> **Challenge**:
Your task is to copy the listing exactly. Drop any pictures from the copy.
--- Start of Supplied information ---
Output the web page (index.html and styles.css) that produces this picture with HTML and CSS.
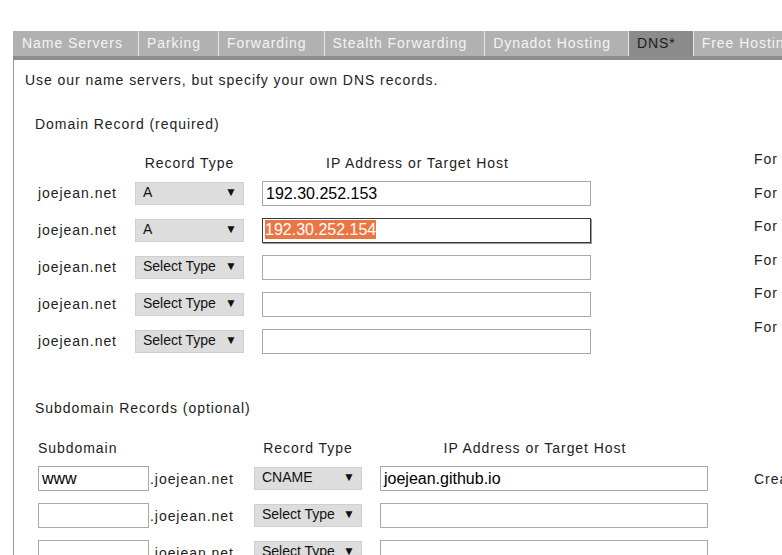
FILE: index.html
```html
<!DOCTYPE html>
<html>
<head>
<meta charset="utf-8">
<link rel="stylesheet" href="styles.css">
</head>
<body>
<div class="page">
  <div class="tabs">
    <div class="tab first">Name Servers</div>
    <div class="tab">Parking</div>
    <div class="tab">Forwarding</div>
    <div class="tab">Stealth Forwarding</div>
    <div class="tab">Dynadot Hosting</div>
    <div class="tab active">DNS*</div>
    <div class="tab">Free Hosting</div>
    <div class="tab">Email</div>
  </div>
  <div class="bar"></div>
  <div class="panel">
    <p class="intro">Use our name servers, but specify your own DNS records.</p>

    <div class="section domain">
      <div class="main">
        <h3 class="heading">Domain Record (required)</h3>
        <div class="dtable">
          <div></div>
          <div class="colhead">Record Type</div>
          <div class="colhead">IP Address or Target Host</div>

          <div class="label">joejean.net</div>
          <div class="select"><span>A</span><span class="arrow">▼</span></div>
          <div class="input">192.30.252.153</div>

          <div class="label">joejean.net</div>
          <div class="select"><span>A</span><span class="arrow">▼</span></div>
          <div class="input focused"><span class="sel">192.30.252.154</span></div>

          <div class="label">joejean.net</div>
          <div class="select"><span>Select Type</span><span class="arrow">▼</span></div>
          <div class="input"></div>

          <div class="label">joejean.net</div>
          <div class="select"><span>Select Type</span><span class="arrow">▼</span></div>
          <div class="input"></div>

          <div class="label">joejean.net</div>
          <div class="select"><span>Select Type</span><span class="arrow">▼</span></div>
          <div class="input"></div>
        </div>
      </div>
      <div class="notes">
        <div>For example, an A record points a domain to an IP address.</div>
        <div>For A records, enter an IPv4 address.</div>
        <div>For AAAA records, enter an IPv6 address.</div>
        <div>For CNAME records, enter a host name.</div>
        <div>For MX records, enter a mail server.</div>
        <div>For TXT records, enter text.</div>
      </div>
    </div>

    <div class="section sub">
      <div class="main">
        <h3 class="heading">Subdomain Records (optional)</h3>
        <div class="stable">
          <div class="colhead left">Subdomain</div>
          <div></div>
          <div class="colhead">Record Type</div>
          <div class="colhead">IP Address or Target Host</div>

          <div class="input small">www</div>
          <div class="suffix">.joejean.net</div>
          <div class="select"><span>CNAME</span><span class="arrow">▼</span></div>
          <div class="input">joejean.github.io</div>

          <div class="input small"></div>
          <div class="suffix">.joejean.net</div>
          <div class="select"><span>Select Type</span><span class="arrow">▼</span></div>
          <div class="input"></div>

          <div class="input small"></div>
          <div class="suffix">.joejean.net</div>
          <div class="select"><span>Select Type</span><span class="arrow">▼</span></div>
          <div class="input"></div>
        </div>
      </div>
      <div class="notes subnotes">
        <div>Create subdomains such as www or mail.</div>
      </div>
    </div>
  </div>
</div>
</body>
</html>
```

FILE: styles.css
```css
html, body {
  margin: 0;
  padding: 0;
  overflow: hidden;
  background: #fff;
}
body {
  font-family: "Liberation Sans", Arial, Helvetica, sans-serif;
  font-size: 14px;
  color: #222;
  letter-spacing: 0.95px;
}
.page {
  padding-top: 31px;
  padding-left: 13px;
  width: 1200px;
}
.tabs {
  display: flex;
  white-space: nowrap;
}
.tab {
  height: 25px;
  line-height: 25px;
  padding: 0 17px 0 8px;
  background: #b1b1b1;
  color: #f4f4f4;
  border-left: 1px solid #e6e6e6;
}
.tab.first {
  border-left: none;
  padding-left: 9px;
  padding-right: 15px;
}
.tab.active {
  background: #8b8b8b;
  color: #1c1c1c;
}
.bar {
  height: 4px;
  background: #8d8d8d;
}
.panel {
  border-left: 1px solid #9a9a9a;
  padding: 10px 0 40px 11px;
}
.intro {
  margin: 0;
  line-height: 20px;
}
.section {
  display: flex;
  align-items: flex-start;
}
.heading {
  margin: 0;
  font-weight: normal;
  font-size: 14px;
  line-height: 20px;
  padding-left: 10px;
}
.domain {
  margin-top: 24px;
}
.dtable {
  display: grid;
  grid-template-columns: 97px 109px 347px;
  grid-template-rows: 23px repeat(5, 37px);
  align-items: center;
  margin-top: 17.5px;
  margin-left: 13px;
}
.dtable .input {
  margin-left: 18px;
}
.dtable .colhead:last-of-type {
  padding-left: 18px;
}
.colhead {
  text-align: center;
  line-height: 23px;
}
.colhead.left {
  text-align: left;
}
.label {
  line-height: 20px;
}
.select {
  height: 23px;
  box-sizing: border-box;
  background: #dddddd;
  border: 1px solid #cfcfcf;
  display: flex;
  justify-content: space-between;
  align-items: center;
  padding: 0 6px 2px 7px;
  letter-spacing: 0;
  color: #111;
}
.arrow {
  font-size: 12px;
}
.input {
  height: 25px;
  box-sizing: border-box;
  border: 1px solid #a9a9a9;
  background: #fff;
  font-size: 16px;
  letter-spacing: 0;
  line-height: 23px;
  padding-left: 3px;
  color: #000;
  white-space: nowrap;
  overflow: hidden;
}
.input.focused {
  border: 1px solid #3a3a3a;
  box-shadow: 1px 1px 0 #9a9a9a;
  padding-top: 1px;
  line-height: 20px;
  padding-left: 2px;
}
.sel {
  background: #ea7644;
  color: #fff;
  display: inline-block;
  line-height: 19px;
}
.notes {
  margin-left: 163px;
  margin-top: 29px;
  white-space: nowrap;
}
.notes div {
  line-height: 33.6px;
}
.sub {
  margin-top: 38.5px;
}
.stable {
  display: grid;
  grid-template-columns: 111px 105px 108px 346px;
  grid-template-rows: 23px repeat(3, 37px);
  align-items: center;
  margin-top: 18.5px;
  margin-left: 13px;
}
.stable .input:not(.small) {
  margin-left: 18px;
}
.stable .colhead:last-of-type {
  padding-left: 18px;
}
.suffix {
  padding-left: 1px;
  padding-top: 2px;
}
.subnotes {
  margin-left: 46px;
  margin-top: 65px;
}
```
--- End of Supplied information ---
> **Complete answer**:
Output the web page (index.html and styles.css) that produces this picture with HTML and CSS.
FILE: index.html
```html
<!DOCTYPE html>
<html>
<head>
<meta charset="utf-8">
<link rel="stylesheet" href="styles.css">
</head>
<body>
<div class="page">
  <div class="tabs">
    <div class="tab first">Name Servers</div>
    <div class="tab">Parking</div>
    <div class="tab">Forwarding</div>
    <div class="tab">Stealth Forwarding</div>
    <div class="tab">Dynadot Hosting</div>
    <div class="tab active">DNS*</div>
    <div class="tab">Free Hosting</div>
    <div class="tab">Email</div>
  </div>
  <div class="bar"></div>
  <div class="panel">
    <p class="intro">Use our name servers, but specify your own DNS records.</p>

    <div class="section domain">
      <div class="main">
        <h3 class="heading">Domain Record (required)</h3>
        <div class="dtable">
          <div></div>
          <div class="colhead">Record Type</div>
          <div class="colhead">IP Address or Target Host</div>

          <div class="label">joejean.net</div>
          <div class="select"><span>A</span><span class="arrow">▼</span></div>
          <div class="input">192.30.252.153</div>

          <div class="label">joejean.net</div>
          <div class="select"><span>A</span><span class="arrow">▼</span></div>
          <div class="input focused"><span class="sel">192.30.252.154</span></div>

          <div class="label">joejean.net</div>
          <div class="select"><span>Select Type</span><span class="arrow">▼</span></div>
          <div class="input"></div>

          <div class="label">joejean.net</div>
          <div class="select"><span>Select Type</span><span class="arrow">▼</span></div>
          <div class="input"></div>

          <div class="label">joejean.net</div>
          <div class="select"><span>Select Type</span><span class="arrow">▼</span></div>
          <div class="input"></div>
        </div>
      </div>
      <div class="notes">
        <div>For example, an A record points a domain to an IP address.</div>
        <div>For A records, enter an IPv4 address.</div>
        <div>For AAAA records, enter an IPv6 address.</div>
        <div>For CNAME records, enter a host name.</div>
        <div>For MX records, enter a mail server.</div>
        <div>For TXT records, enter text.</div>
      </div>
    </div>

    <div class="section sub">
      <div class="main">
        <h3 class="heading">Subdomain Records (optional)</h3>
        <div class="stable">
          <div class="colhead left">Subdomain</div>
          <div></div>
          <div class="colhead">Record Type</div>
          <div class="colhead">IP Address or Target Host</div>

          <div class="input small">www</div>
          <div class="suffix">.joejean.net</div>
          <div class="select"><span>CNAME</span><span class="arrow">▼</span></div>
          <div class="input">joejean.github.io</div>

          <div class="input small"></div>
          <div class="suffix">.joejean.net</div>
          <div class="select"><span>Select Type</span><span class="arrow">▼</span></div>
          <div class="input"></div>

          <div class="input small"></div>
          <div class="suffix">.joejean.net</div>
          <div class="select"><span>Select Type</span><span class="arrow">▼</span></div>
          <div class="input"></div>
        </div>
      </div>
      <div class="notes subnotes">
        <div>Create subdomains such as www or mail.</div>
      </div>
    </div>
  </div>
</div>
</body>
</html>
```

FILE: styles.css
```css
html, body {
  margin: 0;
  padding: 0;
  overflow: hidden;
  background: #fff;
}
body {
  font-family: "Liberation Sans", Arial, Helvetica, sans-serif;
  font-size: 14px;
  color: #222;
  letter-spacing: 0.95px;
}
.page {
  padding-top: 31px;
  padding-left: 13px;
  width: 1200px;
}
.tabs {
  display: flex;
  white-space: nowrap;
}
.tab {
  height: 25px;
  line-height: 25px;
  padding: 0 17px 0 8px;
  background: #b1b1b1;
  color: #f4f4f4;
  border-left: 1px solid #e6e6e6;
}
.tab.first {
  border-left: none;
  padding-left: 9px;
  padding-right: 15px;
}
.tab.active {
  background: #8b8b8b;
  color: #1c1c1c;
}
.bar {
  height: 4px;
  background: #8d8d8d;
}
.panel {
  border-left: 1px solid #9a9a9a;
  padding: 10px 0 40px 11px;
}
.intro {
  margin: 0;
  line-height: 20px;
}
.section {
  display: flex;
  align-items: flex-start;
}
.heading {
  margin: 0;
  font-weight: normal;
  font-size: 14px;
  line-height: 20px;
  padding-left: 10px;
}
.domain {
  margin-top: 24px;
}
.dtable {
  display: grid;
  grid-template-columns: 97px 109px 347px;
  grid-template-rows: 23px repeat(5, 37px);
  align-items: center;
  margin-top: 17.5px;
  margin-left: 13px;
}
.dtable .input {
  margin-left: 18px;
}
.dtable .colhead:last-of-type {
  padding-left: 18px;
}
.colhead {
  text-align: center;
  line-height: 23px;
}
.colhead.left {
  text-align: left;
}
.label {
  line-height: 20px;
}
.select {
  height: 23px;
  box-sizing: border-box;
  background: #dddddd;
  border: 1px solid #cfcfcf;
  display: flex;
  justify-content: space-between;
  align-items: center;
  padding: 0 6px 2px 7px;
  letter-spacing: 0;
  color: #111;
}
.arrow {
  font-size: 12px;
}
.input {
  height: 25px;
  box-sizing: border-box;
  border: 1px solid #a9a9a9;
  background: #fff;
  font-size: 16px;
  letter-spacing: 0;
  line-height: 23px;
  padding-left: 3px;
  color: #000;
  white-space: nowrap;
  overflow: hidden;
}
.input.focused {
  border: 1px solid #3a3a3a;
  box-shadow: 1px 1px 0 #9a9a9a;
  padding-top: 1px;
  line-height: 20px;
  padding-left: 2px;
}
.sel {
  background: #ea7644;
  color: #fff;
  display: inline-block;
  line-height: 19px;
}
.notes {
  margin-left: 163px;
  margin-top: 29px;
  white-space: nowrap;
}
.notes div {
  line-height: 33.6px;
}
.sub {
  margin-top: 38.5px;
}
.stable {
  display: grid;
  grid-template-columns: 111px 105px 108px 346px;
  grid-template-rows: 23px repeat(3, 37px);
  align-items: center;
  margin-top: 18.5px;
  margin-left: 13px;
}
.stable .input:not(.small) {
  margin-left: 18px;
}
.stable .colhead:last-of-type {
  padding-left: 18px;
}
.suffix {
  padding-left: 1px;
  padding-top: 2px;
}
.subnotes {
  margin-left: 46px;
  margin-top: 65px;
}
```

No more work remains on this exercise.